Ham first launched his effort to take back the rainbow from the gay community when he lit up the ark with rainbow lights last Christmas, six months after the park opened.

Chris Hartman, director of the Kentucky Fairness Campaign, told USA Today at the time that the rainbow is a symbol of love, acceptance, unity and inclusion, "None of which Mr. Ham or his operation embrace or embody."

Josh Wagner, co-chairman of the Gay, Lesbian and Straight Education Network of Greater Cincinnati reacted with mockery to Ham's Christmas campaign while raising concern about how young people will receive the message.

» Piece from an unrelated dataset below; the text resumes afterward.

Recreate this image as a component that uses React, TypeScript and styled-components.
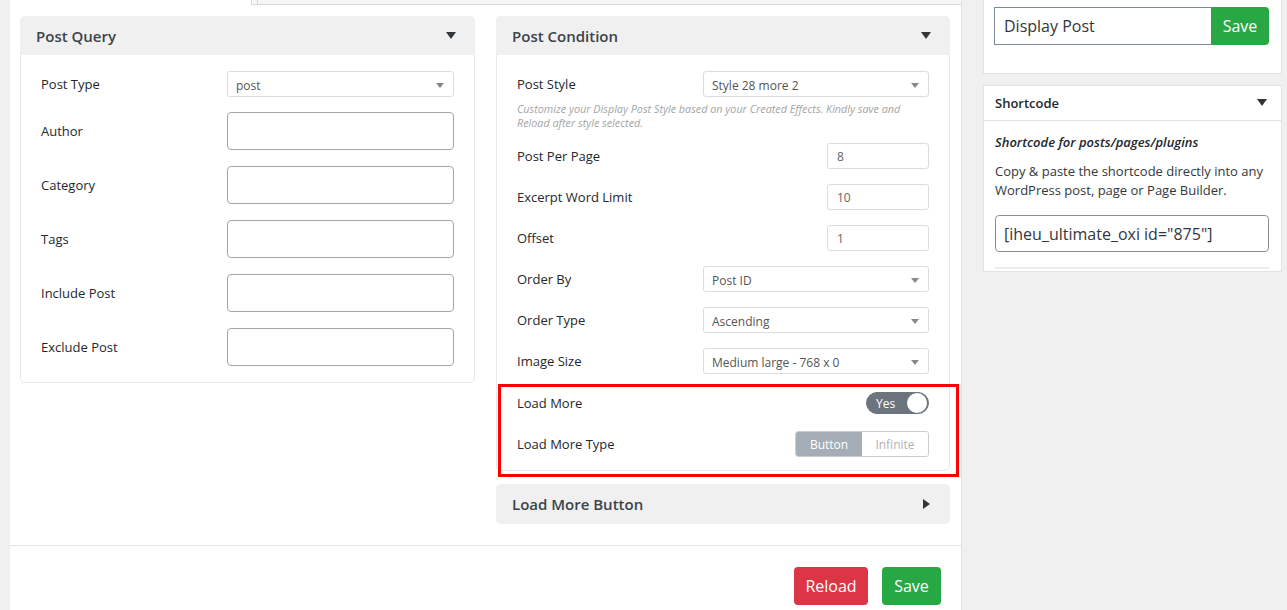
import React from "react";
import styled, { createGlobalStyle } from "styled-components";

const Global = createGlobalStyle`
  html, body { margin: 0; padding: 0; background: #f0f0f0; }
  body { font-family: "Open Sans", "Noto Sans", Arial, sans-serif; color: #23282d; overflow: hidden; }
  * { box-sizing: border-box; }
`;

const Page = styled.div`
  display: flex;
  align-items: flex-start;
  width: 1287px;
  height: 610px;
  overflow: hidden;
`;

const Main = styled.div`
  margin-left: 10px;
  width: 952px;
  min-height: 620px;
  background: #fff;
  border-right: 1px solid #e2e2e2;
  display: flex;
  flex-direction: column;
`;

const TabStrip = styled.div`
  display: flex;
  height: 5px;
`;

const TabGap = styled.div`
  width: 241px;
  background: #fff;
`;

const Tab = styled.div<{ $w?: number }>`
  ${(p) => (p.$w ? `width: ${p.$w}px;` : "flex: 1;")}
  background: #f6f6f6;
  border-left: 1px solid #d9d9d9;
  border-bottom: 1px solid #dcdcdc;
`;

const Columns = styled.div`
  display: grid;
  grid-template-columns: 455px 454px;
  column-gap: 21px;
  padding: 11px 11px 21px 10px;
  align-items: start;
`;

const Column = styled.div`
  display: flex;
  flex-direction: column;
  gap: 13px;
`;

const Card = styled.div`
  border: 1px solid #e8e8e8;
  border-radius: 5px;
  background: #fff;
`;

const CardHeader = styled.div<{ $closed?: boolean }>`
  height: ${(p) => (p.$closed ? 40 : 39)}px;
  background: #f0f0f0;
  border-radius: ${(p) => (p.$closed ? "5px" : "5px 5px 0 0")};
  margin: ${(p) => (p.$closed ? "-1px" : "-1px -1px 0")};
  display: flex;
  align-items: center;
  justify-content: space-between;
  padding: 0 19px 0 16px;
`;

const CardTitle = styled.span`
  font-size: 15px;
  font-weight: 600;
  color: #3c434a;
`;

const CardBody = styled.div<{ $pb?: number }>`
  padding: 16px 20px ${(p) => p.$pb ?? 14}px 20px;
  display: flex;
  flex-direction: column;
`;

const Row = styled.div<{ $gap?: number }>`
  display: grid;
  grid-template-columns: 186px 1fr;
  align-items: center;
  margin-bottom: ${(p) => (p.$gap ?? 15)}px;
  &:last-child { margin-bottom: 0; }
`;

const Label = styled.label`
  font-size: 13px;
  color: #23282d;
`;

const Control = styled.div<{ $end?: boolean }>`
  display: flex;
  justify-content: ${(p) => (p.$end ? "flex-end" : "stretch")};
  position: relative;
`;

const SelectBox = styled.div`
  position: relative;
  flex: 1;
  height: 26px;
  border: 1px solid #dcdcdc;
  border-radius: 3px;
  font-size: 12px;
  color: #555;
  display: flex;
  align-items: center;
  padding-left: 8px;
  padding-top: 2px;
`;

const SelectArrow = styled.span`
  position: absolute;
  right: 9px;
  top: 11px;
  width: 0;
  height: 0;
  border-left: 4px solid transparent;
  border-right: 4px solid transparent;
  border-top: 5px solid #888;
`;

const TextInput = styled.div`
  flex: 1;
  height: 38px;
  border: 1px solid #a6a6a6;
  border-radius: 4px;
`;

const NumberInput = styled.div`
  width: 102px;
  height: 26px;
  border: 1px solid #dcdcdc;
  border-radius: 3px;
  font-size: 12px;
  color: #666;
  display: flex;
  align-items: center;
  padding-left: 9px;
`;

const Help = styled.div`
  font-size: 10.8px;
  font-style: italic;
  color: #a5a5a5;
  line-height: 14px;
  margin: -10px 0 13px 0;
`;

const Group = styled.div`
  position: relative;
  display: flex;
  flex-direction: column;
  padding-top: 3px;
`;

const Highlight = styled.div`
  position: absolute;
  top: -5px;
  left: -19px;
  right: -30px;
  bottom: -20px;
  border: 3px solid #ff0000;
  pointer-events: none;
`;

const Toggle = styled.div`
  width: 63px;
  height: 22px;
  border-radius: 11px;
  background: #6c757d;
  border: 1px solid #6c757d;
  display: flex;
  align-items: center;
  justify-content: space-between;
  padding: 0 1px 0 9px;
  color: #fff;
  font-size: 12px;
`;

const Knob = styled.span`
  width: 20px;
  height: 20px;
  border-radius: 50%;
  background: #fff;
`;

const Segmented = styled.div`
  display: flex;
  width: 134px;
  height: 26px;
  border: 1px solid #c9ced3;
  border-radius: 3px;
  overflow: hidden;
`;

const Segment = styled.div<{ $active?: boolean }>`
  flex: 1;
  display: flex;
  align-items: center;
  justify-content: center;
  font-size: 12px;
  background: ${(p) => (p.$active ? "#a5aeb6" : "#fff")};
  color: ${(p) => (p.$active ? "#fff" : "#b3b3b3")};
`;

const Footer = styled.div`
  border-top: 1px solid #e5e5e5;
  display: flex;
  justify-content: flex-end;
  gap: 14px;
  padding: 21px 20px 20px 0;
`;

const ActionButton = styled.button<{ $color: string; $w: number }>`
  width: ${(p) => p.$w}px;
  height: 38px;
  border: none;
  border-radius: 4px;
  background: ${(p) => p.$color};
  color: #fff;
  font-family: inherit;
  font-size: 16px;
  padding: 0;
`;

const Side = styled.div`
  margin-left: 21px;
  width: 299px;
  display: flex;
  flex-direction: column;
  gap: 11px;
`;

const SideCard = styled.div<{ $noTop?: boolean }>`
  background: #fff;
  border: 1px solid #e2e2e2;
  ${(p) => (p.$noTop ? "border-top: none;" : "")}
`;

const NameBar = styled.div`
  display: flex;
  padding: 7px 12px 28px 10px;
`;

const NameInput = styled.div`
  flex: 1;
  height: 38px;
  border: 1px solid #7e8993;
  border-right: none;
  font-size: 16px;
  color: #32373c;
  display: flex;
  align-items: center;
  padding-left: 9px;
`;

const SaveInline = styled.div`
  width: 58px;
  height: 38px;
  background: #28a745;
  color: #fff;
  font-size: 16px;
  border-radius: 0 4px 4px 0;
  display: flex;
  align-items: center;
  justify-content: center;
`;

const SideHeader = styled.div`
  height: 35px;
  border-bottom: 1px solid #e2e2e2;
  display: flex;
  align-items: center;
  justify-content: space-between;
  padding: 0 14px 0 11px;
  font-size: 13px;
  font-weight: 600;
  color: #23282d;
`;

const SideBody = styled.div`
  padding: 12px 12px 2px 11px;
`;

const Lead = styled.div`
  font-size: 13px;
  font-weight: 600;
  font-style: italic;
  color: #23282d;
  line-height: 19px;
`;

const Para = styled.p`
  font-size: 13px;
  line-height: 19px;
  margin: 10px 0 15px;
  color: #32373c;
`;

const CodeInput = styled.div`
  height: 37px;
  border: 1px solid #8c8f94;
  border-radius: 4px;
  font-size: 16px;
  color: #32373c;
  display: flex;
  align-items: center;
  padding-left: 8px;
`;

const Rule = styled.hr`
  border: none;
  border-top: 2px solid #ececec;
  margin: 15px 0 0;
`;

const Caret = ({ dir = "down" }: { dir?: "down" | "right" }) =>
  dir === "down" ? (
    <svg width="10" height="8" viewBox="0 0 10 8">
      <path d="M0 0 L10 0 L5 7 Z" fill="#32373c" />
    </svg>
  ) : (
    <svg width="8" height="10" viewBox="0 0 8 10">
      <path d="M0 0 L7 5 L0 10 Z" fill="#32373c" />
    </svg>
  );

const Select = ({ value }: { value: string }) => (
  <SelectBox>
    {value}
    <SelectArrow />
  </SelectBox>
);

const queryFields = ["Author", "Category", "Tags", "Include Post", "Exclude Post"];

export default function App() {
  return (
    <>
      <Global />
      <Page>
        <Main>
          <TabStrip>
            <TabGap />
            <Tab $w={6} />
            <Tab />
          </TabStrip>
          <Columns>
            <Column>
              <Card>
                <CardHeader>
                  <CardTitle>Post Query</CardTitle>
                  <Caret />
                </CardHeader>
                <CardBody $pb={16}>
                  <Row>
                    <Label>Post Type</Label>
                    <Control>
                      <Select value="post" />
                    </Control>
                  </Row>
                  {queryFields.map((f) => (
                    <Row key={f} $gap={16}>
                      <Label>{f}</Label>
                      <Control>
                        <TextInput />
                      </Control>
                    </Row>
                  ))}
                </CardBody>
              </Card>
            </Column>
            <Column>
              <Card>
                <CardHeader>
                  <CardTitle>Post Condition</CardTitle>
                  <Caret />
                </CardHeader>
                <CardBody $pb={13}>
                  <Row>
                    <Label>Post Style</Label>
                    <Control>
                      <Select value="Style 28 more 2" />
                    </Control>
                  </Row>
                  <Help>
                    Customize your Display Post Style based on your Created Effects. Kindly save and
                    Reload after style selected.
                  </Help>
                  <Row>
                    <Label>Post Per Page</Label>
                    <Control $end>
                      <NumberInput>8</NumberInput>
                    </Control>
                  </Row>
                  <Row>
                    <Label>Excerpt Word Limit</Label>
                    <Control $end>
                      <NumberInput>10</NumberInput>
                    </Control>
                  </Row>
                  <Row>
                    <Label>Offset</Label>
                    <Control $end>
                      <NumberInput>1</NumberInput>
                    </Control>
                  </Row>
                  <Row>
                    <Label>Order By</Label>
                    <Control>
                      <Select value="Post ID" />
                    </Control>
                  </Row>
                  <Row>
                    <Label>Order Type</Label>
                    <Control>
                      <Select value="Ascending" />
                    </Control>
                  </Row>
                  <Row>
                    <Label>Image Size</Label>
                    <Control>
                      <Select value="Medium large - 768 x 0" />
                    </Control>
                  </Row>
                  <Group>
                    <Highlight />
                    <Row $gap={17}>
                      <Label>Load More</Label>
                      <Control $end>
                        <Toggle>
                          Yes
                          <Knob />
                        </Toggle>
                      </Control>
                    </Row>
                    <Row>
                      <Label>Load More Type</Label>
                      <Control $end>
                        <Segmented>
                          <Segment $active>Button</Segment>
                          <Segment>Infinite</Segment>
                        </Segmented>
                      </Control>
                    </Row>
                  </Group>
                </CardBody>
              </Card>
              <Card>
                <CardHeader $closed>
                  <CardTitle>Load More Button</CardTitle>
                  <Caret dir="right" />
                </CardHeader>
              </Card>
            </Column>
          </Columns>
          <Footer>
            <ActionButton $color="#dc3545" $w={74}>Reload</ActionButton>
            <ActionButton $color="#28a745" $w={59}>Save</ActionButton>
          </Footer>
        </Main>
        <Side>
          <SideCard $noTop>
            <NameBar>
              <NameInput>Display Post</NameInput>
              <SaveInline>Save</SaveInline>
            </NameBar>
          </SideCard>
          <SideCard>
            <SideHeader>
              Shortcode
              <Caret />
            </SideHeader>
            <SideBody>
              <Lead>Shortcode for posts/pages/plugins</Lead>
              <Para>
                Copy &amp; paste the shortcode directly into any WordPress post, page or Page Builder.
              </Para>
              <CodeInput>[iheu_ultimate_oxi id="875"]</CodeInput>
              <Rule />
            </SideBody>
          </SideCard>
        </Side>
      </Page>
    </>
  );
}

A majority of Ham's audience on Facebook reacted positively to the campaign Tuesday with nearly 34,000 people liking the comment and more than 8,000 expressing love for the move. Just over 1,000 treated the effort as a joke as of Thursday morning.  Others were not impressed:

"For crying out loud, no one took your rainbow!  Please stop trying to pass this nonsense off as Christianity.  There is nothing Christian about judging one another.  Just think what this world could be if we spent just half this energy finding ways to show kindness and acceptance and understanding and love to people who aren't just like us instead," wrote Michele Bowen Woloszyk in a comment that drew nearly 3,000 reactions.  "If you aren't sending love into the world, you're just doing damage.  If your religion/church is teaching you otherwise, you need to find a better way to spend your time."

Others were skeptical:

"I think the symbol has already been lost.  Might have been a good idea decades ago when homosexuality started claiming the symbol for their own, but it's too late now.  Christianity does not have the cultural power to reclaim it," Shakir Tal suggested in another popular reply to Ham's call.

"I saw still another mighty angel coming down from heaven, clothed with a cloud. And a rainbow was on his head, his face was like the sun, and his feet like pillars of fire" (Revelation 10:1).